## Work instructions
Go through the entries below and copy each line containing the word "this".

═════ Supplied records ═════

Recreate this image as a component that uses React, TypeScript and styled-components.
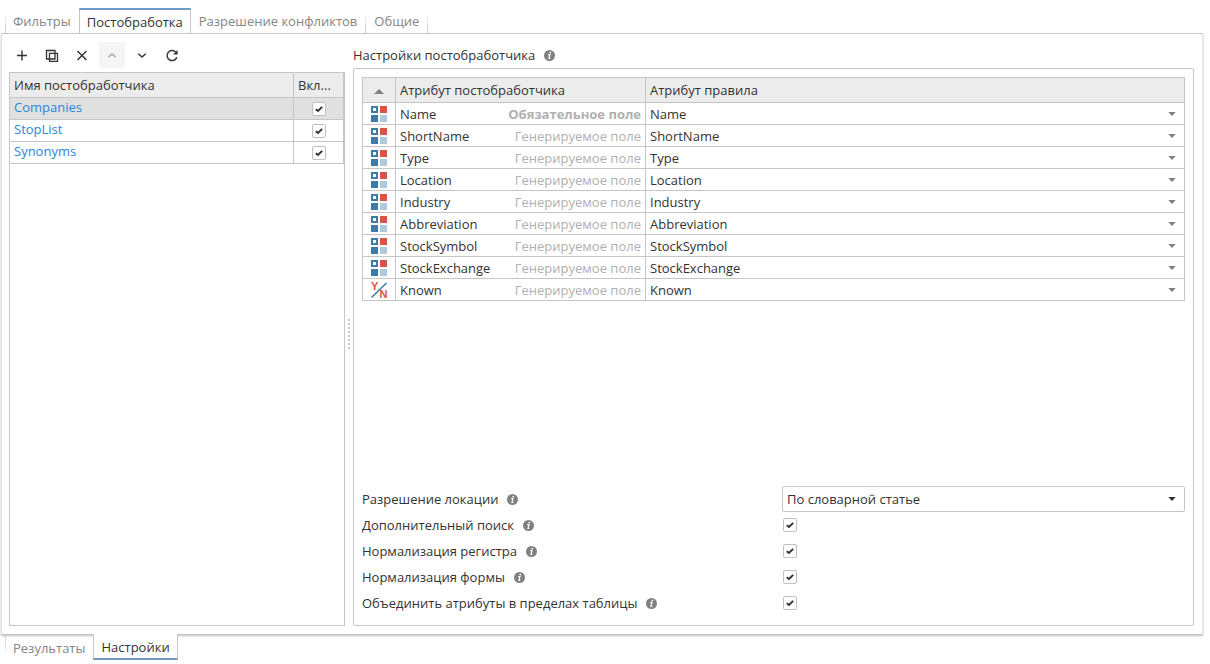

═════
═════ Supplied records ═════

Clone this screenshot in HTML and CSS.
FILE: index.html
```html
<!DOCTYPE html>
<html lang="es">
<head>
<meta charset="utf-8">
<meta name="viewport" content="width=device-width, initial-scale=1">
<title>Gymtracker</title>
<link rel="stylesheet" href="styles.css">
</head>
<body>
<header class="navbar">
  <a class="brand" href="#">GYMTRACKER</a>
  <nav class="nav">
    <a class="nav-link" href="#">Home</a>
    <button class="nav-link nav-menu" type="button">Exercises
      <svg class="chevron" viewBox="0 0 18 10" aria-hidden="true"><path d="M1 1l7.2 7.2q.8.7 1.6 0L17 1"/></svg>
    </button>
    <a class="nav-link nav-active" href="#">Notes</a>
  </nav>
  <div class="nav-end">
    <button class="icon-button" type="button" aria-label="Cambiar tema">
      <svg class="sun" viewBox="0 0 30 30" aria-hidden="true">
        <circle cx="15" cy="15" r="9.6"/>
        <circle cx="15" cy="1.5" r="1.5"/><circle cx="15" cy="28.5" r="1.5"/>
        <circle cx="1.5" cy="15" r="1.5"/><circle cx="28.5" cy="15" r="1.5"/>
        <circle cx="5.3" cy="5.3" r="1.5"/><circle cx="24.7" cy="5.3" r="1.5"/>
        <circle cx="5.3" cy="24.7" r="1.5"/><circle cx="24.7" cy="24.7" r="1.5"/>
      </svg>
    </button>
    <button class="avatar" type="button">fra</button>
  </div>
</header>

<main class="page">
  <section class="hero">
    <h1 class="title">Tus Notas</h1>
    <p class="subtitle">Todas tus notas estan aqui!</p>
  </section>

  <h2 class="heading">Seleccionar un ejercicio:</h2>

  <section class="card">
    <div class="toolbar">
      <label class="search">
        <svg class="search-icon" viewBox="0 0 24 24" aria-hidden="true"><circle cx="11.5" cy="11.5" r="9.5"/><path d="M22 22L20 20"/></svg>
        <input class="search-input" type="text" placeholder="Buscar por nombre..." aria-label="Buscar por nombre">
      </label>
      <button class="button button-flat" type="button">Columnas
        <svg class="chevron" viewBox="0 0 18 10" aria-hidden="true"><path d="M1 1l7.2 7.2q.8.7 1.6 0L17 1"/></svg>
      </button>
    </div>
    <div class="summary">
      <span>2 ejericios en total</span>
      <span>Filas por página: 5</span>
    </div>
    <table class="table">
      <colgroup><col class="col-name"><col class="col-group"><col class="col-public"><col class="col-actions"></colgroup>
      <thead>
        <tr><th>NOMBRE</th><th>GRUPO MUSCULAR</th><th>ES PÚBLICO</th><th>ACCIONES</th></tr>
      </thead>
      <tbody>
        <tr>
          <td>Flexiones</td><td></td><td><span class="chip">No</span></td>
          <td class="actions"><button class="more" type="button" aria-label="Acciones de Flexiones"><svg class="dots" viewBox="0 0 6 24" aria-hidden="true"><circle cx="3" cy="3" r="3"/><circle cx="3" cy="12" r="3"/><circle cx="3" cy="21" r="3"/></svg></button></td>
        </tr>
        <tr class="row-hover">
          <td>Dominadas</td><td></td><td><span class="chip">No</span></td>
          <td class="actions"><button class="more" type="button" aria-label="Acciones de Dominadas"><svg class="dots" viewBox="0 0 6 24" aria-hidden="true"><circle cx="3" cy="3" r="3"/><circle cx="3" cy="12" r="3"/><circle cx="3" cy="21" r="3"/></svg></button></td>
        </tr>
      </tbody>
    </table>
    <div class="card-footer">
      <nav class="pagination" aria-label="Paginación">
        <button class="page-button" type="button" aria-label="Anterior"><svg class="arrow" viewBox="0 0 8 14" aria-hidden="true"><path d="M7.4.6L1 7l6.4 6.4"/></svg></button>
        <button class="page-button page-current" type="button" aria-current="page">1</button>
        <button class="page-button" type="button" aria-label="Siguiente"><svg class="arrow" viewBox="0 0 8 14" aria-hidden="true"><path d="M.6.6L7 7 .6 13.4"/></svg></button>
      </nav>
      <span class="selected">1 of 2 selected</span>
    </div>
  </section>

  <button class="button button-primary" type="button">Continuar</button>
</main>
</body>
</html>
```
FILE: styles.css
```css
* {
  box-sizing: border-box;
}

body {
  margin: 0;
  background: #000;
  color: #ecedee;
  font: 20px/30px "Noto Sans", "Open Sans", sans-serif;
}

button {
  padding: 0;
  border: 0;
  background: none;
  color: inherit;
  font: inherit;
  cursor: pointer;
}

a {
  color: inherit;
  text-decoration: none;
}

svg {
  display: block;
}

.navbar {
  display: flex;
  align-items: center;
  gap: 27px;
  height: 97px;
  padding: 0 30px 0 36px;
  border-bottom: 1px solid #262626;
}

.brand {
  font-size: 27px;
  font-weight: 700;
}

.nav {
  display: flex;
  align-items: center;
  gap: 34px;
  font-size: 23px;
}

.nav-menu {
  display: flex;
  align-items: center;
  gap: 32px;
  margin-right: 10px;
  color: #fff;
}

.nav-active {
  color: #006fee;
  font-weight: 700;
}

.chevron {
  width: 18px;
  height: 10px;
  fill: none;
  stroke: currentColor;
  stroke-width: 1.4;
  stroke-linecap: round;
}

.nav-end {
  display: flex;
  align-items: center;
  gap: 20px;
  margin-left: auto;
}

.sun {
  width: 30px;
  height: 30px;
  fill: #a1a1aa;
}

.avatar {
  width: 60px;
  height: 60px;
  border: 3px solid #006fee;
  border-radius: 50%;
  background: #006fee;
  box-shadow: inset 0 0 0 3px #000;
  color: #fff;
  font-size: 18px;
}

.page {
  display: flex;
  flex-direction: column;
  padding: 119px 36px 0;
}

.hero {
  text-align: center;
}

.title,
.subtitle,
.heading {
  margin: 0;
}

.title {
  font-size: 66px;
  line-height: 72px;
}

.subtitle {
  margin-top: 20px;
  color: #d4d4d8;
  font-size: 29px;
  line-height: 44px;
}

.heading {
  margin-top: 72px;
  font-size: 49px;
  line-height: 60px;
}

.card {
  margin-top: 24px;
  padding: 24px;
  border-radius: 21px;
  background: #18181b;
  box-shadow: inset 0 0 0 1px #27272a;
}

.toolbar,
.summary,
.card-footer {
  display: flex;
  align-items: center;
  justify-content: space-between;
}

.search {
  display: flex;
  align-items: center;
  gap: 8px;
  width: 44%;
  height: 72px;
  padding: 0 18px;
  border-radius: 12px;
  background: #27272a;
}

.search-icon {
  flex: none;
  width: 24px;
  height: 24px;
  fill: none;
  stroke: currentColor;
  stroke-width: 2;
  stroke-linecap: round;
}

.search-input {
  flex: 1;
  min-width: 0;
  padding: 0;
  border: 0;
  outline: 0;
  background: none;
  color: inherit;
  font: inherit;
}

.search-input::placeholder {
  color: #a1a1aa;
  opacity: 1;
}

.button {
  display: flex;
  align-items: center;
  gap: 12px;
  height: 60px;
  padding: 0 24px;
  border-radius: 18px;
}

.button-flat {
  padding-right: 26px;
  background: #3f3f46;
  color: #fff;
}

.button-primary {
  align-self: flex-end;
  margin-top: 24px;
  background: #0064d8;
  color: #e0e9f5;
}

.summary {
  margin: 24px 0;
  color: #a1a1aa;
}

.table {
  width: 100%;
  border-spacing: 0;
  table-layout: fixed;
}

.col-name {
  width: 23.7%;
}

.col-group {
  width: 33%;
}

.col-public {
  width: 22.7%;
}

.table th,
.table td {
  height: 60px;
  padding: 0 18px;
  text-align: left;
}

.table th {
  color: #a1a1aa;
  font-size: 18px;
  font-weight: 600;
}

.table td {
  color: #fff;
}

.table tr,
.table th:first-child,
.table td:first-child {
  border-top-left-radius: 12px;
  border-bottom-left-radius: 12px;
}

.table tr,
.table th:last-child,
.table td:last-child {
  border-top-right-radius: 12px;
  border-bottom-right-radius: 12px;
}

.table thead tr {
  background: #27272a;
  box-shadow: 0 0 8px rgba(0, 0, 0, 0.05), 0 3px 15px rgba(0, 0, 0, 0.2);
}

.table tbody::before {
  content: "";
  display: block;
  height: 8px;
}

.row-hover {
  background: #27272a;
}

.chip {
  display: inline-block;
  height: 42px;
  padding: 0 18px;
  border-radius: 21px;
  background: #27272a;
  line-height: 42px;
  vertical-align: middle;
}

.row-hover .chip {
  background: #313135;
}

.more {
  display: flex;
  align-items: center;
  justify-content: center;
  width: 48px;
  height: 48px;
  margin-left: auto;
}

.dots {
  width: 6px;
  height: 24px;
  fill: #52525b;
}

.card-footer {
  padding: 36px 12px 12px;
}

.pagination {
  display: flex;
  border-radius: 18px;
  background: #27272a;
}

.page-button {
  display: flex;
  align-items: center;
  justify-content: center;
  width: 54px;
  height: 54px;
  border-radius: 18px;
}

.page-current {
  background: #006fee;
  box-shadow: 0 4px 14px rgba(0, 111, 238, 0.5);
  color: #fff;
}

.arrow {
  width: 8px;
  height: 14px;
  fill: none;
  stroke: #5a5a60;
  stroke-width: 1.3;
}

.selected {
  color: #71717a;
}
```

═════

## Reply to the exercise
Recreate this image as a component that uses React, TypeScript and styled-components.
Clone this screenshot in HTML and CSS.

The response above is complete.